▶ _Problem details_
Answer with one number: how many lines hold the string "that".

▶ _Data excerpt_
◇ ◇ ◇ ◇
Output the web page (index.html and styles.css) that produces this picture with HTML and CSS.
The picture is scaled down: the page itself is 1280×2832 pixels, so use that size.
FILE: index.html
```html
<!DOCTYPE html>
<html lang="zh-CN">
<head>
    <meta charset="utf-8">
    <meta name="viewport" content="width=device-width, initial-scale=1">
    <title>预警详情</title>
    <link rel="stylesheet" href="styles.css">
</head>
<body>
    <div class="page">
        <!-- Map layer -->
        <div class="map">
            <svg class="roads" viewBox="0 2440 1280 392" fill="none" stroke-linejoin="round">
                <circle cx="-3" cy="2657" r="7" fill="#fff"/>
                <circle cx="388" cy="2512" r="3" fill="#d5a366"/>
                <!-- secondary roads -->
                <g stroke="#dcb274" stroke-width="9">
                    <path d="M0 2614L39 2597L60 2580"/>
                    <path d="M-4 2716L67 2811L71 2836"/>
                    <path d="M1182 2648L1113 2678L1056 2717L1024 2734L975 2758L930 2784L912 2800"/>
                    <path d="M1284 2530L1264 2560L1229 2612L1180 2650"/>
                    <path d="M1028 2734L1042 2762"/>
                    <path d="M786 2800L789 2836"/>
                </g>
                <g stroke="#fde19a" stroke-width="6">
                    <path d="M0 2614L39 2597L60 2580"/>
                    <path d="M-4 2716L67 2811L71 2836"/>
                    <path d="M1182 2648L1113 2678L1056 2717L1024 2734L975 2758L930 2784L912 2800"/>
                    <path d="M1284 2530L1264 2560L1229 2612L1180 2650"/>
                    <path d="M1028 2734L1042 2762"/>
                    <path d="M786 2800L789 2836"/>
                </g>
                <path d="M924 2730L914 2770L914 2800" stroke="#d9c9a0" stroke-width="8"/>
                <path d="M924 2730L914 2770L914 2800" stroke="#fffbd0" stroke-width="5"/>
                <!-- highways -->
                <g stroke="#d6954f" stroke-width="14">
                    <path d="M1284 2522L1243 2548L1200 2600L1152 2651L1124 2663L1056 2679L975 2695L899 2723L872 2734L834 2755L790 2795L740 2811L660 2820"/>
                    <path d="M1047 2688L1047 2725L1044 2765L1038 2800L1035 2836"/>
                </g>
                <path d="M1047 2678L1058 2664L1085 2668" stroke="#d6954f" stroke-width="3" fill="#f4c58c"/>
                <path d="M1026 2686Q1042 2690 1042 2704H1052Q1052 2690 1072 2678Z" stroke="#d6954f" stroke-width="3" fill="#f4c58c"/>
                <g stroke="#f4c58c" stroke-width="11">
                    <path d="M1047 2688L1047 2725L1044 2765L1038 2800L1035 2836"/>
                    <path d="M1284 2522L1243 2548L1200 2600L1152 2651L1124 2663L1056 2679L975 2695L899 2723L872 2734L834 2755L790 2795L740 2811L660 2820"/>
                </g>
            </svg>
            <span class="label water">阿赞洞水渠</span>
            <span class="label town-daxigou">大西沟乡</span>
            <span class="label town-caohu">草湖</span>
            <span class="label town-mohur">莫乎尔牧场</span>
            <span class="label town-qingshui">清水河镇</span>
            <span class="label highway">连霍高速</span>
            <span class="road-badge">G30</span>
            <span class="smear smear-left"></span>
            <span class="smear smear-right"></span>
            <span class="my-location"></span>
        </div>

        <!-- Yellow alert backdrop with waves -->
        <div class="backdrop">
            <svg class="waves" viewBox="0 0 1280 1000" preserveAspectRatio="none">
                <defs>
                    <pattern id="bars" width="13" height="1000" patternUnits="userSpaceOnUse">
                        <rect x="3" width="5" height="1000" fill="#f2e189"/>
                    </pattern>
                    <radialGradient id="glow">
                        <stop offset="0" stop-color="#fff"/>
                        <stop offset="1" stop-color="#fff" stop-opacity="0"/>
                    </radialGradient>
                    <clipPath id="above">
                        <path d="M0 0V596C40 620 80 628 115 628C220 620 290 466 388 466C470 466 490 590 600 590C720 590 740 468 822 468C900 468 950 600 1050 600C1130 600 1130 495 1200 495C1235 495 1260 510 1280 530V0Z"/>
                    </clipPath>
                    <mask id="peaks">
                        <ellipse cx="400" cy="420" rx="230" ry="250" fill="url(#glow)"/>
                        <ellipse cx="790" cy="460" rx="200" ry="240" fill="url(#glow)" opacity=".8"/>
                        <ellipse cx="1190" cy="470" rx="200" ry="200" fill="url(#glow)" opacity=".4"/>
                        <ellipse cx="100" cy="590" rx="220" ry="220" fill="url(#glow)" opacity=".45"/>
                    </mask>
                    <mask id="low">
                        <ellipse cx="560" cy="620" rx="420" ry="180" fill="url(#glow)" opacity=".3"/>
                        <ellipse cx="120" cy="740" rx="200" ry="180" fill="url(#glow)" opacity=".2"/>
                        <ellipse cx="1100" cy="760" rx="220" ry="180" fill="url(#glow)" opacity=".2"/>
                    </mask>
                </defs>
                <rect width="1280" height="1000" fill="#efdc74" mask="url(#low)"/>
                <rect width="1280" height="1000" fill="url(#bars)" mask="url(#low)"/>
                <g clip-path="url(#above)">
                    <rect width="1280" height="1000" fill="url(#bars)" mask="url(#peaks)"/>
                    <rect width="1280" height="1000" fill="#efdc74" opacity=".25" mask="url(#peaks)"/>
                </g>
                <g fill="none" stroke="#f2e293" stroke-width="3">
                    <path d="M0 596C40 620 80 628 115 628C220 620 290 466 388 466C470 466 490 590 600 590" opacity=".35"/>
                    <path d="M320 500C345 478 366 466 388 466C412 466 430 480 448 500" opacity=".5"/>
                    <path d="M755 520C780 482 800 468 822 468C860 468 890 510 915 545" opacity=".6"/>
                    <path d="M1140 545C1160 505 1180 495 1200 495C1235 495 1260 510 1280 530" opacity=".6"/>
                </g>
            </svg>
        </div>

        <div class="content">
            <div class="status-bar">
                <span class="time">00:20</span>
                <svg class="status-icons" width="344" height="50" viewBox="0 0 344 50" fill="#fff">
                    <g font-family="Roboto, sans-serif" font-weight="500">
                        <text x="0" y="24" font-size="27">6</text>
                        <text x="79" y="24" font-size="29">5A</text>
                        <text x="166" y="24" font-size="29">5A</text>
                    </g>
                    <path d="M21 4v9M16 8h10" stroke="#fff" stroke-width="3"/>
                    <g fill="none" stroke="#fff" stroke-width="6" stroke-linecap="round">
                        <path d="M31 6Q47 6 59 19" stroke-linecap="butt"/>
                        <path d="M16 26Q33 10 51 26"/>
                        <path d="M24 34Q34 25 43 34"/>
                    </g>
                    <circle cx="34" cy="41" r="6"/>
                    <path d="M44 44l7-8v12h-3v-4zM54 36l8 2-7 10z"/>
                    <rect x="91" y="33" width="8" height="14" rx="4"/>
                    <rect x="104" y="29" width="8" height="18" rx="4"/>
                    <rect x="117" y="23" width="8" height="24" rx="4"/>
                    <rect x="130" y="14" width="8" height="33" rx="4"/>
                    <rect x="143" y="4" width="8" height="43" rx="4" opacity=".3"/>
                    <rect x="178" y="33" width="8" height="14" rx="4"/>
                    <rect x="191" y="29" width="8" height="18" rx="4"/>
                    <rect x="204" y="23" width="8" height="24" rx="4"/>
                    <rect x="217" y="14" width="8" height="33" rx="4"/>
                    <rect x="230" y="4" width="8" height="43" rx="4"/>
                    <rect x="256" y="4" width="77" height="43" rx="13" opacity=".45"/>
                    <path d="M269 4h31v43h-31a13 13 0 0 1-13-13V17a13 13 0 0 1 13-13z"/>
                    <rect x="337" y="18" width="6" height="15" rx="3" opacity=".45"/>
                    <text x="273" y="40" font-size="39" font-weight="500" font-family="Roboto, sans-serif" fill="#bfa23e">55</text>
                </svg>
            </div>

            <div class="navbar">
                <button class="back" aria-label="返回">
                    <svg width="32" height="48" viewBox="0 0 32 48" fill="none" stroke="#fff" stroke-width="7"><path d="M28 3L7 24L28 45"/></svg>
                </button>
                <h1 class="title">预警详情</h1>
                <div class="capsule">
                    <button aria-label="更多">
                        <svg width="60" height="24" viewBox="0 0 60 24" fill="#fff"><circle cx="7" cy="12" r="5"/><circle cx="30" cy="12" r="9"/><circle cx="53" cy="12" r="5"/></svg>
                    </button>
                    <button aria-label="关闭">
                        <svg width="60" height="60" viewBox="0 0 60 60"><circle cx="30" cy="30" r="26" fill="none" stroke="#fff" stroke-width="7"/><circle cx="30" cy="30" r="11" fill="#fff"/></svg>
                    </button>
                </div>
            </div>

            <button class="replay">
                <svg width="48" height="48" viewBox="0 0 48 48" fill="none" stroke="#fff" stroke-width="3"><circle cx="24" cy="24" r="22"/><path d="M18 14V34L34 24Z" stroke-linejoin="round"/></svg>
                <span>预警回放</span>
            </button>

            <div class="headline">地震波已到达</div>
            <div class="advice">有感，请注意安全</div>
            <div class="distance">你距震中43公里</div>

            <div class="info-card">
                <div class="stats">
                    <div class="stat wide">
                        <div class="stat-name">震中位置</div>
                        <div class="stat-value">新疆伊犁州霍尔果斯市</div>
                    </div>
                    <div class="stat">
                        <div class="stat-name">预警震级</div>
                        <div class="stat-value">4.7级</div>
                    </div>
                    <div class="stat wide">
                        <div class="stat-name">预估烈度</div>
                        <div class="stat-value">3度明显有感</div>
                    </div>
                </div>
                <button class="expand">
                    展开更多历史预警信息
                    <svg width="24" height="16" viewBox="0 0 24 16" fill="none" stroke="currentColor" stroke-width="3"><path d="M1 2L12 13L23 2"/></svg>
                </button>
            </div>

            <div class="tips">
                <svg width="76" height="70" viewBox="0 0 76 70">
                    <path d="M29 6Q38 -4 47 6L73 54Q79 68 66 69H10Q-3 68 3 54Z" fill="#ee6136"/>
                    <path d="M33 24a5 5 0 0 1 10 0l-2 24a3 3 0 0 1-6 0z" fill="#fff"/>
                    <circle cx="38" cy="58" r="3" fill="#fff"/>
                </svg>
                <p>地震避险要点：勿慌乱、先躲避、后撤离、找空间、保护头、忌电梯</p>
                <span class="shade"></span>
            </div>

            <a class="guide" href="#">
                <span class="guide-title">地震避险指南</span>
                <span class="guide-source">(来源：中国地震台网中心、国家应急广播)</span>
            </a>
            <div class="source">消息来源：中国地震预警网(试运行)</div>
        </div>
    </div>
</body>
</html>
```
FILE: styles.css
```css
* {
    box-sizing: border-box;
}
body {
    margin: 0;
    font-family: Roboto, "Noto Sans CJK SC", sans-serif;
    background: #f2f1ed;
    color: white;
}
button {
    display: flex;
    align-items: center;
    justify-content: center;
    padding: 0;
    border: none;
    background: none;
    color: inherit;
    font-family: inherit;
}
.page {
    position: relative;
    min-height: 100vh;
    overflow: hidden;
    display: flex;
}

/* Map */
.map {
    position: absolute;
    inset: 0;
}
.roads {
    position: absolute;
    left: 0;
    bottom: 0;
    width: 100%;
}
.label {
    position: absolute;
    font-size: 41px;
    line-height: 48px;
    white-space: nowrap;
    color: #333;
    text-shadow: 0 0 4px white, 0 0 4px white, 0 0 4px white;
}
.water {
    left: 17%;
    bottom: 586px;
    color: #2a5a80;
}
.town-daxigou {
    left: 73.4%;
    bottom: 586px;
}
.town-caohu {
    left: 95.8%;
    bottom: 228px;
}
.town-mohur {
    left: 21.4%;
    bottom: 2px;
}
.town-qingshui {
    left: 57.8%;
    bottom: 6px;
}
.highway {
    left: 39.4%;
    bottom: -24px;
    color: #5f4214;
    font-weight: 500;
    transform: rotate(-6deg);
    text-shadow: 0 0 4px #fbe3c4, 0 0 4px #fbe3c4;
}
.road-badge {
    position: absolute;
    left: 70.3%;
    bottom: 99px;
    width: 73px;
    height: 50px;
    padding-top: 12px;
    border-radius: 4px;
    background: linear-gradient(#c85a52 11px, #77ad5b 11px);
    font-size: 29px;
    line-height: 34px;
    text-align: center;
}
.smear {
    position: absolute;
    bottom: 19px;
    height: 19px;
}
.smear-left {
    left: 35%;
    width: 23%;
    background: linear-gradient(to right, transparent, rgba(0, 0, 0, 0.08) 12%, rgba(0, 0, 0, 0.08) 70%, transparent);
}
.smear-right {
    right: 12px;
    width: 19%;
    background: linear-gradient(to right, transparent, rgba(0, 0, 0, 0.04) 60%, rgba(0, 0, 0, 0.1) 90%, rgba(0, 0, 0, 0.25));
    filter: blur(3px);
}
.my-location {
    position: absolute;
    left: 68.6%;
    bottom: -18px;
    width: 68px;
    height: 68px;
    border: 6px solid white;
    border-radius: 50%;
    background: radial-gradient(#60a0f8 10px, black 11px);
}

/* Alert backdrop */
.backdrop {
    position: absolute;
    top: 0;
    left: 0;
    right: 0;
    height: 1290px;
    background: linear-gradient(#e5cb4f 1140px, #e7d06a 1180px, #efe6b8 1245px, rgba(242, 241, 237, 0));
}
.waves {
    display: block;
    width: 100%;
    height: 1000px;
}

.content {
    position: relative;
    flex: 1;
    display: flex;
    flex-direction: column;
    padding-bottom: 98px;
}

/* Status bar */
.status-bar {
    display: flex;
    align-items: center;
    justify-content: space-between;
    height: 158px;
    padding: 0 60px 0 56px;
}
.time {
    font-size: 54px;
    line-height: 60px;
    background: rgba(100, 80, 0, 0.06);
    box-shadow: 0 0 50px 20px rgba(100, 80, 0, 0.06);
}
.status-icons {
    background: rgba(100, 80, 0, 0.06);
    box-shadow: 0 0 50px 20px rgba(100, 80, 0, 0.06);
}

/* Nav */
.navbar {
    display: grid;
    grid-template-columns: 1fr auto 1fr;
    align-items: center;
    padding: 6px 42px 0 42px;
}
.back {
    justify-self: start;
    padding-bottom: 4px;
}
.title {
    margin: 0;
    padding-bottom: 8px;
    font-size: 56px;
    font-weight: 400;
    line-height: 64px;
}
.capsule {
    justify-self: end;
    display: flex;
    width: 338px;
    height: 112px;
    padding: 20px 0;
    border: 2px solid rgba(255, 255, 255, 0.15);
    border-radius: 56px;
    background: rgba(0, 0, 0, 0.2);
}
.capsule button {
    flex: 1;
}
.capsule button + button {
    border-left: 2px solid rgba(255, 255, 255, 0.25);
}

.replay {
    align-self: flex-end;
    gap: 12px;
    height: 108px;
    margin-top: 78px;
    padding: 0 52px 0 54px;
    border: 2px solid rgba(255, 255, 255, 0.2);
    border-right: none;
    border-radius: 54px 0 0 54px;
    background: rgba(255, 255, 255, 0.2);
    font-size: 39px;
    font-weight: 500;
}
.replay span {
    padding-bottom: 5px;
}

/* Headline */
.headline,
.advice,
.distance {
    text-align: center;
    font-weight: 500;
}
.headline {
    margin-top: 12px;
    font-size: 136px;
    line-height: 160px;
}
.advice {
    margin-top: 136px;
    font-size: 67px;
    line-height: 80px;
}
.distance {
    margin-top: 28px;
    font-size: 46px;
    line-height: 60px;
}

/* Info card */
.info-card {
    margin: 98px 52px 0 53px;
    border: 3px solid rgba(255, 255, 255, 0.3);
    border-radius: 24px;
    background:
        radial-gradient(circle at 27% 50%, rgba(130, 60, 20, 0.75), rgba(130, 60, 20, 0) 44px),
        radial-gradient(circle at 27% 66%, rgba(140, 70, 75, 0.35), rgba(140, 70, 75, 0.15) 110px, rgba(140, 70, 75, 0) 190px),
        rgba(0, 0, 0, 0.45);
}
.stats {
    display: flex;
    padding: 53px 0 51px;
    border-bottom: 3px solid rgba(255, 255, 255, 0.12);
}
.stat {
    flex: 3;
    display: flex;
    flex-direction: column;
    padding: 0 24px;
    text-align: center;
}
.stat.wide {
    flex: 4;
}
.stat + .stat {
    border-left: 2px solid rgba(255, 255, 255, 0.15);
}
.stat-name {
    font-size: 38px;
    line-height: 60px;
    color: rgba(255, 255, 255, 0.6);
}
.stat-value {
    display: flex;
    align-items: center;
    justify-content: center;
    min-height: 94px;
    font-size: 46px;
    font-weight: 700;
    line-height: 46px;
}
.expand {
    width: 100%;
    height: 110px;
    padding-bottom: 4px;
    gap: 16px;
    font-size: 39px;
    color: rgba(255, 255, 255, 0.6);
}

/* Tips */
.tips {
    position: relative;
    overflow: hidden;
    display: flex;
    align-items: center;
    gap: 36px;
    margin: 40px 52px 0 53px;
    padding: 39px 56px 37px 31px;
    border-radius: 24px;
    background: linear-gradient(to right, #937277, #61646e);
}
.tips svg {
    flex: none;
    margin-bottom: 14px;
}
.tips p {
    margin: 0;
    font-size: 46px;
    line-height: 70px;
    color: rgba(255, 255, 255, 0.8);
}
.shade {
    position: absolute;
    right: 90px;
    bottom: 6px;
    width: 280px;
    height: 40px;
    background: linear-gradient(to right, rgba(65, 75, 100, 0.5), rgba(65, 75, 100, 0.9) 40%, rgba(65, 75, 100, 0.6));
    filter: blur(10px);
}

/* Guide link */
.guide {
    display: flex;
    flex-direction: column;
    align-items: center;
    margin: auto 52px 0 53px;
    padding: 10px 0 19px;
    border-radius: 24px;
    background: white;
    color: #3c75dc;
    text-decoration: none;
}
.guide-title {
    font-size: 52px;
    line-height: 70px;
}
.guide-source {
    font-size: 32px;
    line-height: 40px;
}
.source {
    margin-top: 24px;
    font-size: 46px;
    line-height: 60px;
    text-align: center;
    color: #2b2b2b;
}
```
◇ ◇ ◇ ◇
▶ _Answer to the exercise_
2